» WHAT THE EXERCISE ASKS
Retype the whole listing, please, keeping every line exact and dropping the pictures.

» PROVIDED DATA
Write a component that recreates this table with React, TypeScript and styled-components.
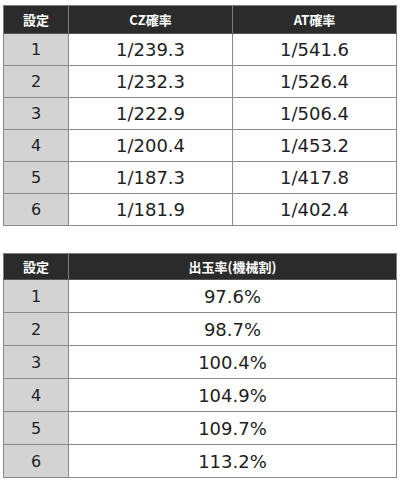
import React from "react";
import styled, { createGlobalStyle } from "styled-components";

const GlobalStyle = createGlobalStyle`
  html, body {
    margin: 0;
    padding: 0;
    background: #ffffff;
  }
  body {
    font-family: "DejaVu Sans", Verdana, sans-serif;
  }
`;

const Page = styled.div`
  display: flex;
  flex-direction: column;
  gap: 27px;
  padding: 5px 3px 0 3px;
  width: 394px;
`;

const Table = styled.table`
  width: 394px;
  border-collapse: collapse;
  table-layout: fixed;
  border: 1px solid #7d7d7d;
`;

const HeadRow = styled.tr<{ $h: number }>`
  height: ${(p) => p.$h}px;
`;

const BodyRow = styled.tr<{ $h: number }>`
  height: ${(p) => p.$h}px;
`;

const HeadCell = styled.th<{ $w?: number }>`
  width: ${(p) => (p.$w ? `${p.$w}px` : "auto")};
  background: #2b2b2b;
  color: #ffffff;
  font-family: "Noto Sans CJK JP", "DejaVu Sans", sans-serif;
  font-weight: 700;
  font-size: 13px;
  text-align: center;
  padding: 0;
  border: 1px solid #7d7d7d;
  border-top: none;
  border-bottom-color: #555;
`;

const LabelCell = styled.td`
  background: #d3d3d3;
  color: #1e1e1e;
  font-family: "DejaVu Sans", Verdana, sans-serif;
  font-size: 16px;
  text-align: center;
  padding: 0;
  border: 1px solid #8a8a8a;
`;

const ValueCell = styled.td`
  background: #ffffff;
  color: #1e1e1e;
  font-family: "DejaVu Sans", Verdana, sans-serif;
  font-size: 18px;
  text-align: center;
  padding: 0;
  border: 1px solid #8a8a8a;
`;

const probRows = [
  ["1", "1/239.3", "1/541.6"],
  ["2", "1/232.3", "1/526.4"],
  ["3", "1/222.9", "1/506.4"],
  ["4", "1/200.4", "1/453.2"],
  ["5", "1/187.3", "1/417.8"],
  ["6", "1/181.9", "1/402.4"],
];

const payoutRows = [
  ["1", "97.6%"],
  ["2", "98.7%"],
  ["3", "100.4%"],
  ["4", "104.9%"],
  ["5", "109.7%"],
  ["6", "113.2%"],
];

export default function App() {
  return (
    <>
      <GlobalStyle />
      <Page>
        <Table>
          <thead>
            <HeadRow $h={28}>
              <HeadCell $w={64}>設定</HeadCell>
              <HeadCell>CZ確率</HeadCell>
              <HeadCell>AT確率</HeadCell>
            </HeadRow>
          </thead>
          <tbody>
            {probRows.map((r) => (
              <BodyRow key={r[0]} $h={32}>
                <LabelCell>{r[0]}</LabelCell>
                <ValueCell>{r[1]}</ValueCell>
                <ValueCell>{r[2]}</ValueCell>
              </BodyRow>
            ))}
          </tbody>
        </Table>

        <Table>
          <thead>
            <HeadRow $h={26}>
              <HeadCell $w={64}>設定</HeadCell>
              <HeadCell>出玉率(機械割)</HeadCell>
            </HeadRow>
          </thead>
          <tbody>
            {payoutRows.map((r) => (
              <BodyRow key={r[0]} $h={33}>
                <LabelCell>{r[0]}</LabelCell>
                <ValueCell>{r[1]}</ValueCell>
              </BodyRow>
            ))}
          </tbody>
        </Table>
      </Page>
    </>
  );
}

» ANSWER TO THE EXERCISE
Write a component that recreates this table with React, TypeScript and styled-components.
import React from "react";
import styled, { createGlobalStyle } from "styled-components";

const GlobalStyle = createGlobalStyle`
  html, body {
    margin: 0;
    padding: 0;
    background: #ffffff;
  }
  body {
    font-family: "DejaVu Sans", Verdana, sans-serif;
  }
`;

const Page = styled.div`
  display: flex;
  flex-direction: column;
  gap: 27px;
  padding: 5px 3px 0 3px;
  width: 394px;
`;

const Table = styled.table`
  width: 394px;
  border-collapse: collapse;
  table-layout: fixed;
  border: 1px solid #7d7d7d;
`;

const HeadRow = styled.tr<{ $h: number }>`
  height: ${(p) => p.$h}px;
`;

const BodyRow = styled.tr<{ $h: number }>`
  height: ${(p) => p.$h}px;
`;

const HeadCell = styled.th<{ $w?: number }>`
  width: ${(p) => (p.$w ? `${p.$w}px` : "auto")};
  background: #2b2b2b;
  color: #ffffff;
  font-family: "Noto Sans CJK JP", "DejaVu Sans", sans-serif;
  font-weight: 700;
  font-size: 13px;
  text-align: center;
  padding: 0;
  border: 1px solid #7d7d7d;
  border-top: none;
  border-bottom-color: #555;
`;

const LabelCell = styled.td`
  background: #d3d3d3;
  color: #1e1e1e;
  font-family: "DejaVu Sans", Verdana, sans-serif;
  font-size: 16px;
  text-align: center;
  padding: 0;
  border: 1px solid #8a8a8a;
`;

const ValueCell = styled.td`
  background: #ffffff;
  color: #1e1e1e;
  font-family: "DejaVu Sans", Verdana, sans-serif;
  font-size: 18px;
  text-align: center;
  padding: 0;
  border: 1px solid #8a8a8a;
`;

const probRows = [
  ["1", "1/239.3", "1/541.6"],
  ["2", "1/232.3", "1/526.4"],
  ["3", "1/222.9", "1/506.4"],
  ["4", "1/200.4", "1/453.2"],
  ["5", "1/187.3", "1/417.8"],
  ["6", "1/181.9", "1/402.4"],
];

const payoutRows = [
  ["1", "97.6%"],
  ["2", "98.7%"],
  ["3", "100.4%"],
  ["4", "104.9%"],
  ["5", "109.7%"],
  ["6", "113.2%"],
];

export default function App() {
  return (
    <>
      <GlobalStyle />
      <Page>
        <Table>
          <thead>
            <HeadRow $h={28}>
              <HeadCell $w={64}>設定</HeadCell>
              <HeadCell>CZ確率</HeadCell>
              <HeadCell>AT確率</HeadCell>
            </HeadRow>
          </thead>
          <tbody>
            {probRows.map((r) => (
              <BodyRow key={r[0]} $h={32}>
                <LabelCell>{r[0]}</LabelCell>
                <ValueCell>{r[1]}</ValueCell>
                <ValueCell>{r[2]}</ValueCell>
              </BodyRow>
            ))}
          </tbody>
        </Table>

        <Table>
          <thead>
            <HeadRow $h={26}>
              <HeadCell $w={64}>設定</HeadCell>
              <HeadCell>出玉率(機械割)</HeadCell>
            </HeadRow>
          </thead>
          <tbody>
            {payoutRows.map((r) => (
              <BodyRow key={r[0]} $h={33}>
                <LabelCell>{r[0]}</LabelCell>
                <ValueCell>{r[1]}</ValueCell>
              </BodyRow>
            ))}
          </tbody>
        </Table>
      </Page>
    </>
  );
}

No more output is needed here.